Look at their position on taxation -- it's positively stupid. They've convinced themselves that Reagan proved that tax cuts spur economic growth, despite the fact that Reagan had to raise taxes because it turned out he was completely wrong about this whole "tax cuts spur economic growth" thing. Revisionist history says otherwise, because doing anything else would mean admitting that Democrats are right. Being Republican means never having to learn the lessons of history, because you can always just rewrite it. But, in reality, if wishes were horses, Republicans would be riding a sane economic policy.

Republicans have told this lie so often and for so long that they've managed to believe it. And none of them believe it more than this new batch of morons they've managed to drop into office. The debt, the debt, ohmyGodthedebt!

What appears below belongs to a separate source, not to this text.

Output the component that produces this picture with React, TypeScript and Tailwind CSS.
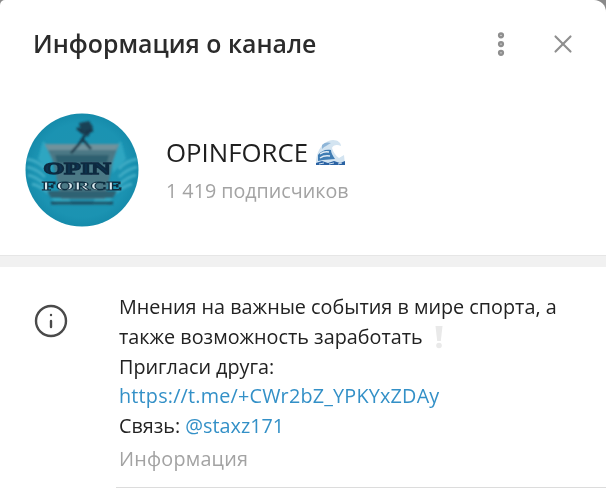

And the debt is not the problem. At least, not the immediate one. The economy is the problem. Unconstructively contrary as always, Republicans would have everyone believe that the debt is responsible for the state of the economy, when almost the opposite is true -- the economy is (partly - read "Bush") responsible for the state of the debt. If someone out there could explain how this "debt's dragging down the economy" argument is supposed to work, I'd appreciate the input. Because it's not as obvious as you seem to think. Mostly because it makes no goddam sense at all.

Amazingly, there's no shortage of Republicans who want America to declare bankruptcy by failing to raise the debt limit. They want to create a worldwide monetary crisis, because they're idiots who've talked themselves into believing a bunch of crap that not only isn't true, but that makes no logical sense. Look, I wish we didn't have to pay taxes and I wish that the surest way to boost a bad economy was to sit on your hands and do nothing. But I also wish that public drinking fountains dispensed Anchor Steam Beer and that every time I farted I'd win a million dollars. These are all at about the same point on a scale of possibility and realism. Just because you want something to be true, it doesn't mean you can force it to be true. Reality doesn't work that way.

Unless Republicans are willing to drop their cultic idiocy and accept reality, we are in for bad, bad times. And there's not much chance of them dropping the cultic idiocy. Thank God the news came in such a pretty package.